> THE EXERCISE: Please transcribe the listing below in full and word for word, without its pictures.

> SUPPLIED MATERIAL:
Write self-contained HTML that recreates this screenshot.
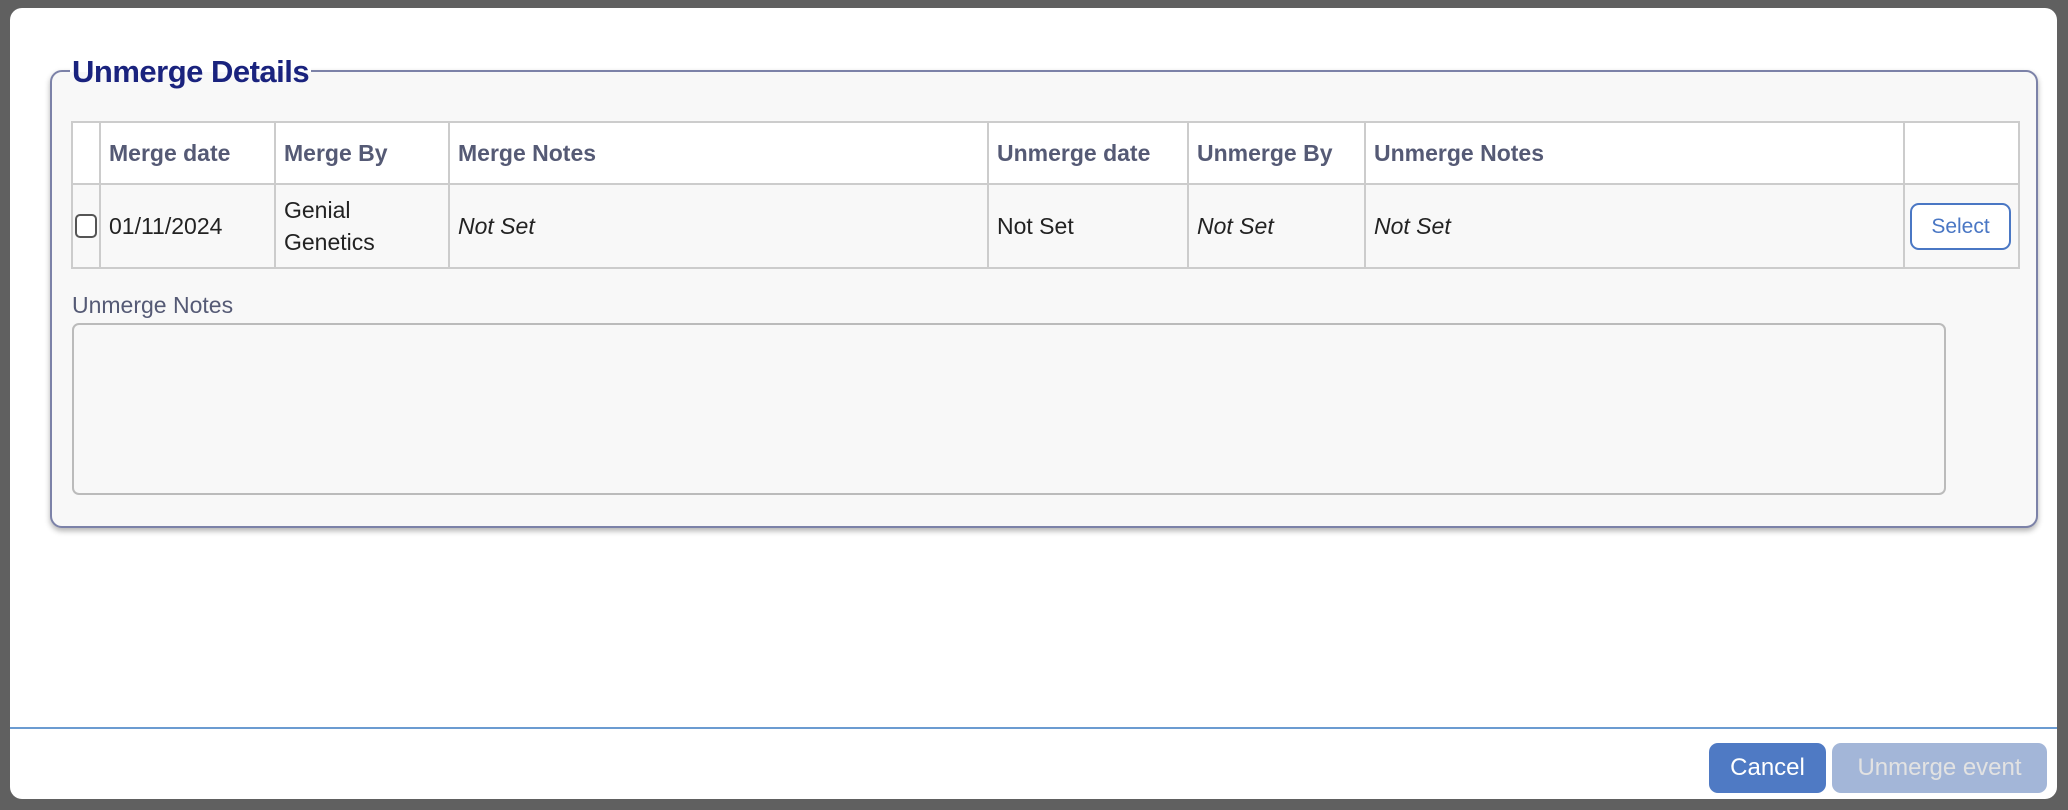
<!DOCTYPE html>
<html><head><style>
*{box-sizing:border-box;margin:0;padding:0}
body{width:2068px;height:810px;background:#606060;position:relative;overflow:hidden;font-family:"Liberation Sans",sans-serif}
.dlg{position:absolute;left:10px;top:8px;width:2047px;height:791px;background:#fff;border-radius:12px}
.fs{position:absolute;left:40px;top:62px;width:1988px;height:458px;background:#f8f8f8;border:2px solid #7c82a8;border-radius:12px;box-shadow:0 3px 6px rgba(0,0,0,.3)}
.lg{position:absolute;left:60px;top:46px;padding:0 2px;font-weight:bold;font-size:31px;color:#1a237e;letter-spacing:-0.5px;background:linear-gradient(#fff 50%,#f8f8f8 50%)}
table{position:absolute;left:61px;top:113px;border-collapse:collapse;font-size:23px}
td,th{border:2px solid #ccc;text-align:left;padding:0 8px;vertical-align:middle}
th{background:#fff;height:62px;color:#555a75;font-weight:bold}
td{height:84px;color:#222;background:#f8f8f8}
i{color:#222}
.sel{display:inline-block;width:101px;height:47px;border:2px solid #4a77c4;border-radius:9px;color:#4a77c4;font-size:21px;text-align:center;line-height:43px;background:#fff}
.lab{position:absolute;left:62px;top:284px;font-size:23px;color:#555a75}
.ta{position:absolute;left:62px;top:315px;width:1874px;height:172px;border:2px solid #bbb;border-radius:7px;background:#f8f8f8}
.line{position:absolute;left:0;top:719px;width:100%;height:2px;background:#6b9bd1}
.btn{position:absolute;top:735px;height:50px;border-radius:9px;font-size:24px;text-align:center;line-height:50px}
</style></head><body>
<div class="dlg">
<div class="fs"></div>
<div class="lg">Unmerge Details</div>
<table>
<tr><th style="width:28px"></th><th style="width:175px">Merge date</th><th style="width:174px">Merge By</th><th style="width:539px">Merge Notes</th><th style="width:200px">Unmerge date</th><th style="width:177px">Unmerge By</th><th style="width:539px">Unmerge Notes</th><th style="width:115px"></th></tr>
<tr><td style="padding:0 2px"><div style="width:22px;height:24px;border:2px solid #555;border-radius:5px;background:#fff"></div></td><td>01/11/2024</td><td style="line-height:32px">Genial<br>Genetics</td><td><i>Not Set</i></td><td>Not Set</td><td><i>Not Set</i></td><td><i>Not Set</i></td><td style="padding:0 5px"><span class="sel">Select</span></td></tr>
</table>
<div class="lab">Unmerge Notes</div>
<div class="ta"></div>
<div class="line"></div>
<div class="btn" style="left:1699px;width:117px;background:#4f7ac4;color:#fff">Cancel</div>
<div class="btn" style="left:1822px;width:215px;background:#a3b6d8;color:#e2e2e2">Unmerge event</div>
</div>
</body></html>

> SOLUTION TO THIS PROBLEM:
Write self-contained HTML that recreates this screenshot.
<!DOCTYPE html>
<html><head><style>
*{box-sizing:border-box;margin:0;padding:0}
body{width:2068px;height:810px;background:#606060;position:relative;overflow:hidden;font-family:"Liberation Sans",sans-serif}
.dlg{position:absolute;left:10px;top:8px;width:2047px;height:791px;background:#fff;border-radius:12px}
.fs{position:absolute;left:40px;top:62px;width:1988px;height:458px;background:#f8f8f8;border:2px solid #7c82a8;border-radius:12px;box-shadow:0 3px 6px rgba(0,0,0,.3)}
.lg{position:absolute;left:60px;top:46px;padding:0 2px;font-weight:bold;font-size:31px;color:#1a237e;letter-spacing:-0.5px;background:linear-gradient(#fff 50%,#f8f8f8 50%)}
table{position:absolute;left:61px;top:113px;border-collapse:collapse;font-size:23px}
td,th{border:2px solid #ccc;text-align:left;padding:0 8px;vertical-align:middle}
th{background:#fff;height:62px;color:#555a75;font-weight:bold}
td{height:84px;color:#222;background:#f8f8f8}
i{color:#222}
.sel{display:inline-block;width:101px;height:47px;border:2px solid #4a77c4;border-radius:9px;color:#4a77c4;font-size:21px;text-align:center;line-height:43px;background:#fff}
.lab{position:absolute;left:62px;top:284px;font-size:23px;color:#555a75}
.ta{position:absolute;left:62px;top:315px;width:1874px;height:172px;border:2px solid #bbb;border-radius:7px;background:#f8f8f8}
.line{position:absolute;left:0;top:719px;width:100%;height:2px;background:#6b9bd1}
.btn{position:absolute;top:735px;height:50px;border-radius:9px;font-size:24px;text-align:center;line-height:50px}
</style></head><body>
<div class="dlg">
<div class="fs"></div>
<div class="lg">Unmerge Details</div>
<table>
<tr><th style="width:28px"></th><th style="width:175px">Merge date</th><th style="width:174px">Merge By</th><th style="width:539px">Merge Notes</th><th style="width:200px">Unmerge date</th><th style="width:177px">Unmerge By</th><th style="width:539px">Unmerge Notes</th><th style="width:115px"></th></tr>
<tr><td style="padding:0 2px"><div style="width:22px;height:24px;border:2px solid #555;border-radius:5px;background:#fff"></div></td><td>01/11/2024</td><td style="line-height:32px">Genial<br>Genetics</td><td><i>Not Set</i></td><td>Not Set</td><td><i>Not Set</i></td><td><i>Not Set</i></td><td style="padding:0 5px"><span class="sel">Select</span></td></tr>
</table>
<div class="lab">Unmerge Notes</div>
<div class="ta"></div>
<div class="line"></div>
<div class="btn" style="left:1699px;width:117px;background:#4f7ac4;color:#fff">Cancel</div>
<div class="btn" style="left:1822px;width:215px;background:#a3b6d8;color:#e2e2e2">Unmerge event</div>
</div>
</body></html>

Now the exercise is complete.